Faktapalu.id, NASIONAL – Pemerintah kini dapat mengambil alih tanah bersertifikat yang tidak dimanfaatkan selama dua tahun, baik untuk aktivitas ekonomi maupun pembangunan. Kebijakan ini disampaikan langsung oleh Menteri Agraria dan Tata Ruang/Kepala Badan Pertanahan Nasional (ATR/BPN), Nusron Wahid, dalam acara Pengukuhan dan Rakernas I PB IKA-PMII Periode 2025–2030 di Hotel Bidakara, Jakarta Selatan, Minggu (13/7/2025).

Nusron menjelaskan bahwa aturan ini berlaku untuk semua jenis hak atas tanah, termasuk Hak Guna Usaha (HGU), Hak Guna Bangunan (HGB), hak pakai, dan hak pengelolaan lainnya. Jika tanah tidak digunakan selama dua tahun sejak disertifikatkan, maka bisa dikategorikan sebagai tanah terlantar.

“Terhadap yang sudah terpetakan dan bersertifikat, manakala sejak dia disertifikatkan dalam waktu dua tahun tidak ada aktivitas ekonomi maupun aktivitas pembangunan apa-apa atau dalam arti tanah tersebut tidak didayagunakan kemanfaatannya, maka pemerintah wajib memberikan surat peringatan,” ujar Nusron.
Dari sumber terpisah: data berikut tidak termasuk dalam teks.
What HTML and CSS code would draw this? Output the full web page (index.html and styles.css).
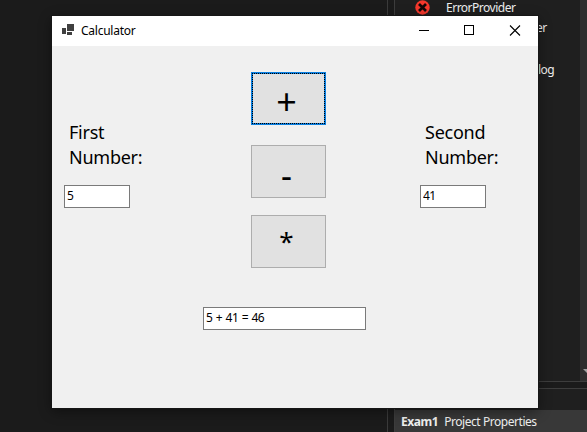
FILE: index.html
```html
<!DOCTYPE html>
<html lang="en">
<head>
<meta charset="utf-8">
<title>Calculator</title>
<link rel="stylesheet" href="styles.css">
</head>
<body>
<div class="ide">
  <div class="editor"></div>
  <div class="side">
    <div class="toolbox">
      <ul class="tools">
        <li class="tool">
          <svg class="error-icon" width="15" height="15" viewBox="0 0 15 15"><circle cx="7.5" cy="7.5" r="7.2" fill="#f5382c"/><path d="M4 4l7 7M11 4l-7 7" stroke="#140707" stroke-width="2.7"/></svg>
          <span>ErrorProvider</span>
        </li>
        <li class="tool tool-watcher"><span>er</span></li>
        <li class="tool"></li>
        <li class="tool tool-dialog"><span>log</span></li>
      </ul>
      <div class="scrollbar"><svg width="7" height="5" viewBox="0 0 7 5"><path d="M3 1h8L7 5z" fill="#a0a0a0"/></svg></div>
    </div>
    <div class="properties">
      <div class="object"><b>Exam1</b><span>Project Properties</span></div>
    </div>
  </div>
</div>
<main class="window">
  <header class="titlebar">
    <svg class="app-icon" width="12" height="11" viewBox="0 0 12 11" fill="#404040" shape-rendering="crispEdges"><path d="M0 4h4v6H0zM5 0h7v7H5zM5 8h5v3H5z"/></svg>
    <h1 class="title">Calculator</h1>
    <svg class="controls" width="138" height="30" viewBox="0 0 138 30" fill="none" stroke="#000"><path d="M19 14.5h10M64.500 9.500h9v9h-9z" shape-rendering="crispEdges"/><path d="M110 9.500l10 10M120 9.500l-10 10" stroke-width="1.1"/></svg>
  </header>
  <form class="form">
    <div class="operand">
      <label class="label" for="first">First<br>Number:</label>
      <input class="field" id="first" value="5">
    </div>
    <div class="operators">
      <button class="operator focused" type="button"><span class="plus">+</span></button>
      <button class="operator" type="button"><span class="minus">-</span></button>
      <button class="operator" type="button"><span class="times">*</span></button>
    </div>
    <div class="operand">
      <label class="label" for="second">Second<br>Number:</label>
      <input class="field" id="second" value="41">
    </div>
    <input class="field result" value="5 + 41 = 46">
  </form>
</main>
</body>
</html>
```
FILE: styles.css
```css
* { box-sizing: border-box; }
body {
  margin: 0;
  width: 587px;
  height: 432px;
  overflow: hidden;
  background: #1b1b1b;
  font: 12px/16px "Noto Sans", "Open Sans", sans-serif;
}
.ide { display: flex; height: 432px; color: #efefef; }
.editor { width: 388px; border-right: 1px solid #3b3b3b; }
.side {
  flex: 1;
  display: flex;
  flex-direction: column;
  gap: 6px;
  padding-left: 6px;
}
.toolbox {
  height: 382px;
  display: flex;
  background: #1f1f1f;
  border: solid #3d3d3d;
  border-width: 0 0 1px 1px;
}
.tools { flex: 1; margin: 0; padding: 0; list-style: none; }
.tool { display: flex; align-items: center; height: 21px; margin-left: 19px; }
.tool:first-child { height: 17px; padding-bottom: 2px; line-height: 14px; }
.tool span { letter-spacing: -0.5px; }
.tool:first-child span { padding-top: 1px; }
.error-icon { margin: 0 16.5px 0 0.5px; }
.tool-watcher { padding: 1px 0 0 122px; }
.tool-dialog { padding: 1px 0 0 124px; }
.scrollbar {
  width: 7px;
  display: flex;
  align-items: flex-end;
  padding-bottom: 8px;
  background: #2e2e2e;
}
.properties {
  flex: 1;
  padding-top: 21px;
  background: #1f1f1f;
  border: solid #3d3d3d;
  border-width: 1px 0 0 1px;
}
.object {
  display: flex;
  gap: 6px;
  height: 22px;
  padding: 4px 6px;
  background: #383838;
  letter-spacing: -0.45px;
}
.window {
  position: absolute;
  left: 52px;
  top: 16px;
  width: 486px;
  height: 392px;
  background: #f0f0f0;
  box-shadow: 0 0 0 1px #161616, 0 3px 12px rgba(0, 0, 0, .45);
}
.titlebar {
  display: flex;
  align-items: center;
  height: 30px;
  padding-left: 10px;
  background: #fff;
}
.app-icon { margin-top: -3px; }
.title {
  flex: 1;
  margin: 0 0 0 7px;
  font-size: 12px;
  font-weight: 400;
  letter-spacing: -0.25px;
}
.form {
  display: grid;
  grid-template-columns: 187px 169px 1fr;
  padding: 26px 0 0 12px;
}
.operand { padding-top: 48px; }
.label {
  display: block;
  height: 65px;
  padding-left: 5px;
  font-size: 18px;
  line-height: 25px;
  letter-spacing: -0.25px;
}
.field {
  display: block;
  width: 66px;
  height: 23px;
  margin: 0;
  padding: 0 2px 2px;
  border: 1px solid #7a7a7a;
  border-radius: 0;
  outline: 0;
  background: #fff;
  color: #000;
  font: 12px "Noto Sans", "Open Sans", sans-serif;
  letter-spacing: -0.5px;
  word-spacing: 0.8px;
}
.operators {
  display: grid;
  grid-template-rows: 53px 53px 53px;
  row-gap: 17px;
  width: 75px;
}
.operator {
  display: flex;
  align-items: center;
  justify-content: center;
  padding: 0;
  border: 1px solid #adadad;
  border-radius: 0;
  background: #e1e1e1;
  color: #000;
  font: 29px/40px "Noto Sans", "Open Sans", sans-serif;
}
.operator:not(.focused) { margin: 3px 0 -3px; }
.focused {
  border: 2px solid #0a7fe0;
  outline: 1px dotted #000;
  outline-offset: -2px;
}
.plus, .minus, .times { padding-right: 4px; }
.plus { padding-top: 7px; font-size: 36px; }
.minus { padding-top: 6px; font-size: 34px; }
.times { padding-bottom: 1px; font-size: 26px; }
.result {
  grid-column: 1 / -1;
  width: 163px;
  margin: 42px 0 0 139px;
}
```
Setelah pemberian surat peringatan, jika tanah tersebut masih tidak dimanfaatkan, maka pemerintah berwenang menetapkannya sebagai tanah terlantar. Kebijakan ini juga berlaku untuk tanah konsesi, seperti kawasan industri, pertambangan, dan perumahan skala besar yang terbengkalai dan tidak dimanfaatkan sesuai peruntukan.

“Jadi misal bapak-bapak sekalian punya HGU atau punya HGB, sudah dua tahun tidak diapa-apakan, maka pemerintah bisa tetapkan jadi tanah telantar,” tegas Nusron.

Dasar hukum kebijakan ini mengacu pada Pasal 7 Ayat 2 Peraturan Pemerintah (PP) Nomor 20 Tahun 2021 tentang Penertiban Kawasan dan Tanah Terlantar. Dalam aturan tersebut, tanah dengan hak milik, HGU, HGB, hak pakai, atau hak pengelolaan dapat ditertibkan jika terbukti tidak digunakan secara sengaja.

Adapun tiga kriteria tanah hak milik yang bisa diambil alih meliputi:

  1. Telah dikuasai masyarakat dan menjadi wilayah perkampungan

  2. Telah dikuasai pihak lain selama 20 tahun tanpa hubungan hukum

  3. Tidak menjalankan fungsi sosial atas tanah

Selain itu, Pasal 6 PP 20/2021 juga mencantumkan enam kawasan objek penertiban tanah terlantar, yaitu pertambangan, perkebunan, industri, pariwisata, perumahan/permukiman skala besar, serta kawasan lain yang memerlukan izin pemanfaatan ruang dan tanah.

Namun demikian, Nusron menegaskan bahwa tidak semua tanah bisa ditertibkan. Tanah milik masyarakat hukum adat dan tanah pengelolaan yang menjadi aset Bank Tanah dikecualikan dari kebijakan ini.